### EXERCISE GOAL
Extract every line that contains the string "this".

### DATASET ROWS
######
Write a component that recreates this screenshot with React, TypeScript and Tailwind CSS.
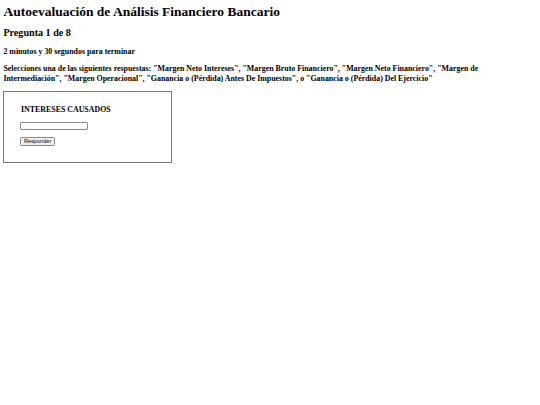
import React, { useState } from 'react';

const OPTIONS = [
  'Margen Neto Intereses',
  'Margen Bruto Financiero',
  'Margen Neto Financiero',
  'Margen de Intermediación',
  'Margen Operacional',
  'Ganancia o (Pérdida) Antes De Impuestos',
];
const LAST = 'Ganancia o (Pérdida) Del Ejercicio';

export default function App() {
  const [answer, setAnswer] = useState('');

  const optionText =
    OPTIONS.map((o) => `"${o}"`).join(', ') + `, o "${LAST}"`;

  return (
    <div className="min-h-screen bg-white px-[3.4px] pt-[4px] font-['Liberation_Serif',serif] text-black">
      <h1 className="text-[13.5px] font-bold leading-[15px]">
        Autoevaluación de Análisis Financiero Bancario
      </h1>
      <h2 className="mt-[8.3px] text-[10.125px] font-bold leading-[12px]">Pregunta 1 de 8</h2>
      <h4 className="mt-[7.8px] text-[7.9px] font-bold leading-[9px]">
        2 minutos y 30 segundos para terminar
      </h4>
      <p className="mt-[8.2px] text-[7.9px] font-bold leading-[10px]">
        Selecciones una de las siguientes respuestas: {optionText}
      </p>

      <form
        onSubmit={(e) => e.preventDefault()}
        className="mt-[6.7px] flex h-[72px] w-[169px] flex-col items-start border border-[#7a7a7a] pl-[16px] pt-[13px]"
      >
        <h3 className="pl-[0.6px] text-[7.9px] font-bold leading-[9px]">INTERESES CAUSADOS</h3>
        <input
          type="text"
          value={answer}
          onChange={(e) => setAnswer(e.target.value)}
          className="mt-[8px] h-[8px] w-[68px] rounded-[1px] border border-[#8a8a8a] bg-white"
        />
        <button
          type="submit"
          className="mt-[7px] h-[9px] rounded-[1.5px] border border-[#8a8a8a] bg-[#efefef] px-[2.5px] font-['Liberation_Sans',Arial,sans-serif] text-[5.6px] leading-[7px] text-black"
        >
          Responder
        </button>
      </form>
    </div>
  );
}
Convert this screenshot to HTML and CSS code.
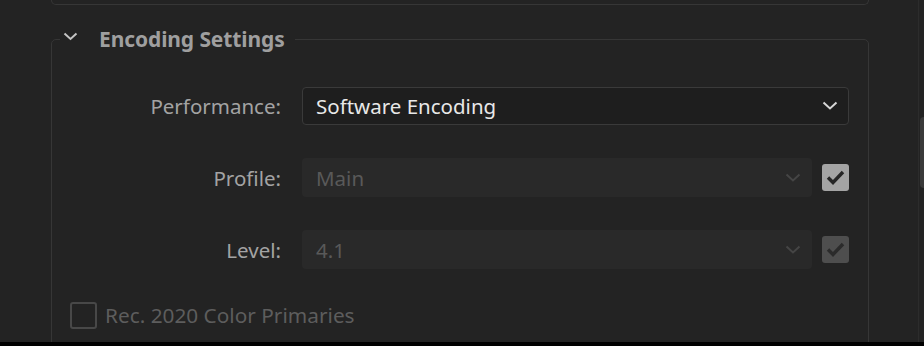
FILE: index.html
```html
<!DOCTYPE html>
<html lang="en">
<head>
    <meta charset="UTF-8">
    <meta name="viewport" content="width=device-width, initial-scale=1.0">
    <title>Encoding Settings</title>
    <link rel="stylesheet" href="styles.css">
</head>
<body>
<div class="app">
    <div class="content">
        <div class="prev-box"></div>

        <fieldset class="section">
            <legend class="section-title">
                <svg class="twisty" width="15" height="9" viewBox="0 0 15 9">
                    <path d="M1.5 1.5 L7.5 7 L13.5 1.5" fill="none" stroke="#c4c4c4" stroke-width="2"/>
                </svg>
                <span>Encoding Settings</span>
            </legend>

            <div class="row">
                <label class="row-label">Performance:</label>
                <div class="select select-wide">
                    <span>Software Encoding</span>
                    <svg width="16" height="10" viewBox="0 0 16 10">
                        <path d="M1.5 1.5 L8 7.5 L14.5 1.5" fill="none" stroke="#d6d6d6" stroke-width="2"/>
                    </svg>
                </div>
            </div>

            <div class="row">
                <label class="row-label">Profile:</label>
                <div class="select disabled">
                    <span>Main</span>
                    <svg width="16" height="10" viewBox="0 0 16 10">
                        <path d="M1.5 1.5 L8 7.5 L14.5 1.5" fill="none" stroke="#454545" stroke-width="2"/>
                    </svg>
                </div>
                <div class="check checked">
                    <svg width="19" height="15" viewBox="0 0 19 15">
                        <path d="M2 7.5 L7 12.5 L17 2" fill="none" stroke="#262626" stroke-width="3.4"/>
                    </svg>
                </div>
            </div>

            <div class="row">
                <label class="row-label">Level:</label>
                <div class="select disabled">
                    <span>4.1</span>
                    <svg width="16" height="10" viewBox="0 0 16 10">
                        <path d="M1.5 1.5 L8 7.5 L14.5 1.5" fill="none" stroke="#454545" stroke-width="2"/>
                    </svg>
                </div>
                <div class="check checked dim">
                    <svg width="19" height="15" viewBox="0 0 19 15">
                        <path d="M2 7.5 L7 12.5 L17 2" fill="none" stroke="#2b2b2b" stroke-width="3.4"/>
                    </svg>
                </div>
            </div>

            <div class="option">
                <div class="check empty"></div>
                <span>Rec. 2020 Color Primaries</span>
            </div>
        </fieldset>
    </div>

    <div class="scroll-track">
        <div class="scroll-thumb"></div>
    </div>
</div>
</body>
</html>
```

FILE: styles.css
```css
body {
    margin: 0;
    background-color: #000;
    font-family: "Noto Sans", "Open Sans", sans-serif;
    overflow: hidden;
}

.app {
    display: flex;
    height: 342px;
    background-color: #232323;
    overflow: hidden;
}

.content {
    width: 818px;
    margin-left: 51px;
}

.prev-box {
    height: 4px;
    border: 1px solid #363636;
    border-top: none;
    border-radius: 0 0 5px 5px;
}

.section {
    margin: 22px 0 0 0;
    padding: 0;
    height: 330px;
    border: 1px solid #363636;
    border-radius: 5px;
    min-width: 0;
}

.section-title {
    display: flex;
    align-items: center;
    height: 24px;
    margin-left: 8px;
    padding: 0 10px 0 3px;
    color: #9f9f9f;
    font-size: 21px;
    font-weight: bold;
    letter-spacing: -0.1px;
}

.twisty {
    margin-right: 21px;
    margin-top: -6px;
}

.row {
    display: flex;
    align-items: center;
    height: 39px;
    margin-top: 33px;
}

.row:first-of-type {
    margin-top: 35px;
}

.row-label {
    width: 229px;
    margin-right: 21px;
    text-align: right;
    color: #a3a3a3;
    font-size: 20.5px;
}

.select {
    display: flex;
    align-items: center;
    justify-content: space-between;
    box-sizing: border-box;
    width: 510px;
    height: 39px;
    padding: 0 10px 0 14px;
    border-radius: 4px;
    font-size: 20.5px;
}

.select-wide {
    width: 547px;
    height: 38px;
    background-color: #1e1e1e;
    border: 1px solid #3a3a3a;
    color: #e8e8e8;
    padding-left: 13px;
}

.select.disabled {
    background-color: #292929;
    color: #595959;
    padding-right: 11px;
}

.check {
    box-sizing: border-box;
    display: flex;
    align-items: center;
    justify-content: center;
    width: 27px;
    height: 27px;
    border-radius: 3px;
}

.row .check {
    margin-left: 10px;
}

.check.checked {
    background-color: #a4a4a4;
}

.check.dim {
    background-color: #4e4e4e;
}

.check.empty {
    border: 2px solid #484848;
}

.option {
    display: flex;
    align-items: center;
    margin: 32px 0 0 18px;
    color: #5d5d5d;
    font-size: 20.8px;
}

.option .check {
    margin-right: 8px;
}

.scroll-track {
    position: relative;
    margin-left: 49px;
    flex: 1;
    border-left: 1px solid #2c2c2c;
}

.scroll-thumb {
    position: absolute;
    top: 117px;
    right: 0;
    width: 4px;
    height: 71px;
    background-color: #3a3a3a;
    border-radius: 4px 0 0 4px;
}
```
######
### SOLUTION
Write a component that recreates this screenshot with React, TypeScript and Tailwind CSS.
Convert this screenshot to HTML and CSS code.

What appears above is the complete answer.